We have no doubt that Asian Americans face implicit bias in the U.S. broadly. For example, we know from recent research that White students are more likely to rate Asian Americans as “less warm” than White students. But Asian Americans are also viewed by those students as “highly competent.” And those who view Asian Americans as highly competent are much more likely to exhibit negative stereotypes of Black and Latino students in terms of characteristics like work ethic (see research by Dr. Jerry Park and his colleagues). In other words, all non-white groups face implicit bias, and the most robust research in this area suggests that racial stereotypes paint Black and Latino students as less competent than Asian Americans and White students. Asian Americans are the only non-white group that is stereotyped as academically competent — which can benefit us in terms of grades and even test scores. The remedy proposed by the lawsuit against Harvard fails to address implicit bias against any group.
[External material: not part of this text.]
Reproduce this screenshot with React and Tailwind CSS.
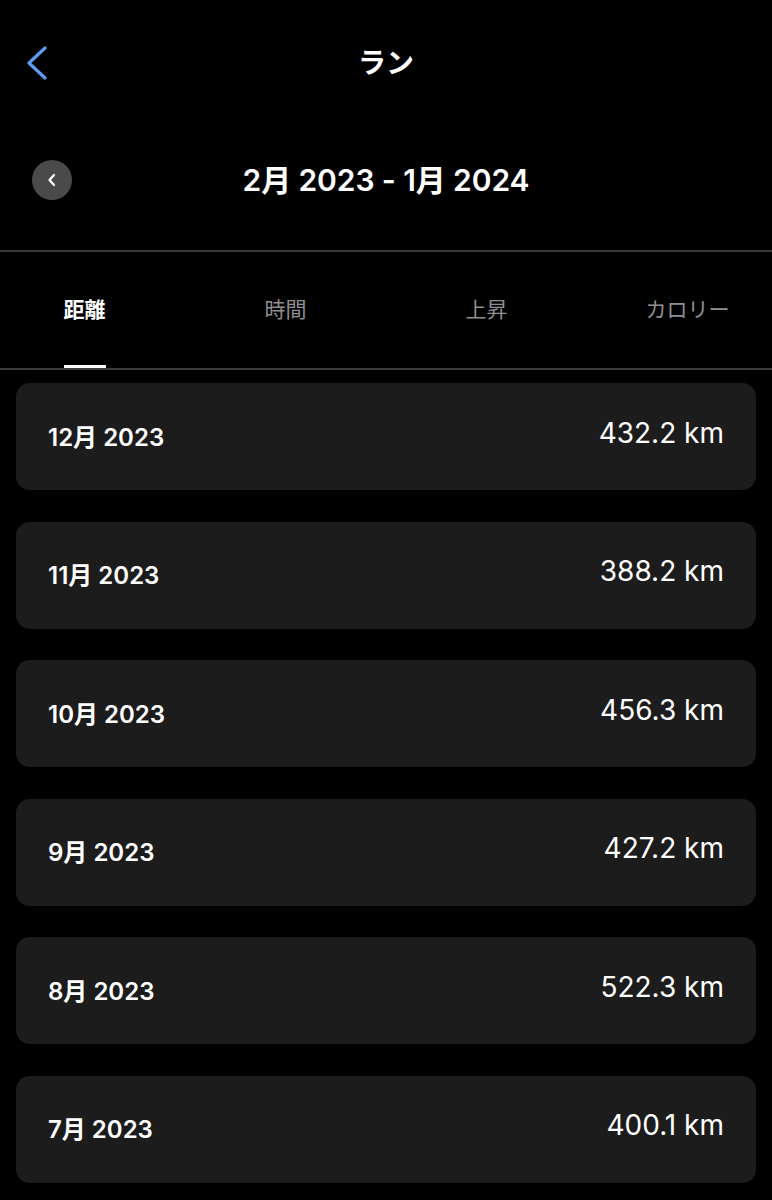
import React from 'react';

const font = { fontFamily: '"Inter", "Noto Sans CJK JP", sans-serif' };

const months = [
  { label: '12月 2023', value: '432.2 km' },
  { label: '11月 2023', value: '388.2 km' },
  { label: '10月 2023', value: '456.3 km' },
  { label: '9月 2023', value: '427.2 km' },
  { label: '8月 2023', value: '522.3 km' },
  { label: '7月 2023', value: '400.1 km' },
];

const tabs = ['距離', '時間', '上昇', 'カロリー'];

export default function App() {
  return (
    <div className="w-[772px] h-[1200px] bg-black text-white overflow-hidden font-['Inter','Noto_Sans_CJK_JP',sans-serif]" style={font}>
      {/* top bar */}
      <div className="h-[126px] grid grid-cols-[1fr_auto_1fr] items-center px-[26px]">
        <button className="w-[24px] h-[36px] flex items-center">
          <svg width="22" height="34" viewBox="0 0 22 34" fill="none">
            <polyline points="19,2 3,17 19,32" stroke="#5b9cf4" strokeWidth="3.2" strokeLinecap="round" strokeLinejoin="round" />
          </svg>
        </button>
        <h1 className="text-[28px] font-bold leading-none">ラン</h1>
        <div />
      </div>

      {/* date range */}
      <div className="grid grid-cols-[1fr_auto_1fr] items-center px-[32px] pt-[34px] pb-[50px]">
        <button className="w-[40px] h-[40px] rounded-full bg-[#4a4a4a] flex items-center justify-center">
          <svg width="12" height="16" viewBox="0 0 12 16" fill="none">
            <polyline points="8,3 3.5,8 8,13" stroke="white" strokeWidth="2.2" strokeLinecap="round" strokeLinejoin="round" />
          </svg>
        </button>
        <div className="text-[30px] font-semibold leading-none tracking-[-0.1px]">2月 2023 - 1月 2024</div>
        <div />
      </div>

      <div className="h-[2px] bg-[#3a3a3c]" />

      {/* tabs */}
      <div className="flex ml-[-16px] h-[116px]">
        {tabs.map((t, i) => (
          <div key={t} className="w-[201px] shrink-0 flex flex-col items-center">
            <div className="relative flex-1 flex flex-col items-center justify-center">
              <span className={i === 0 ? 'text-[21px] font-semibold text-white' : 'text-[21px] text-[#8e8e93]'}>{t}</span>
              {i === 0 && <div className="absolute bottom-0 left-0 right-0 h-[3px] bg-white" />}
            </div>
          </div>
        ))}
      </div>
      <div className="h-[2px] bg-[#3a3a3c]" />

      {/* month list */}
      <div className="flex flex-col gap-[31.6px] px-[16px] pt-[13px]">
        {months.map((m) => (
          <div key={m.label} className="h-[107px] rounded-[14px] bg-[#1c1c1c] flex items-center justify-between pl-[32px] pr-[32px]">
            <span className="text-[24px] font-semibold mt-[2px]">{m.label}</span>
            <span className="text-[28px] mt-[-8px]">{m.value}</span>
          </div>
        ))}
      </div>
    </div>
  );
}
Instead, it introduces more reliance on standardized tests and extracurriculars, which are both mostly correlated with parental income and education.

There is a deep history of anti-Asian American discrimination in our country, including the most prominent examples of the 1882 Chinese Exclusion Act and the World War II internment of Japanese Americans. Anti-Asian hostility led to lynching and mob violence against Asian Americans in the mid-1800s. We, too, have been deeply hurt by screams of “Go back to where you came from!” We, too, have been asked “Where are you really from?” and assured that our English is “really good.” We are deeply concerned that recycled stereotypes of Asian Americans as “forever foreigners” have led to false charges of spying directed at Chinese American scientists in recent times and likely affect whether voters will throw their support behind Asian American candidates. But the accusation that Asian Americans face a penalty in Harvard admissions based on “personality” or other criteria is not supported by data or the facts. As such, our energies and outrage are more productively directed at areas where we do see real evidence of racial discrimination against Asian Americans — at the ballot box, in corporate and public leadership, in popular culture representations.

Blum and his organization are using the myth of an Asian American penalty to scare Asian Americans into questioning whether race should be considered in college admissions to promote diversity and equality. Don’t fall for it.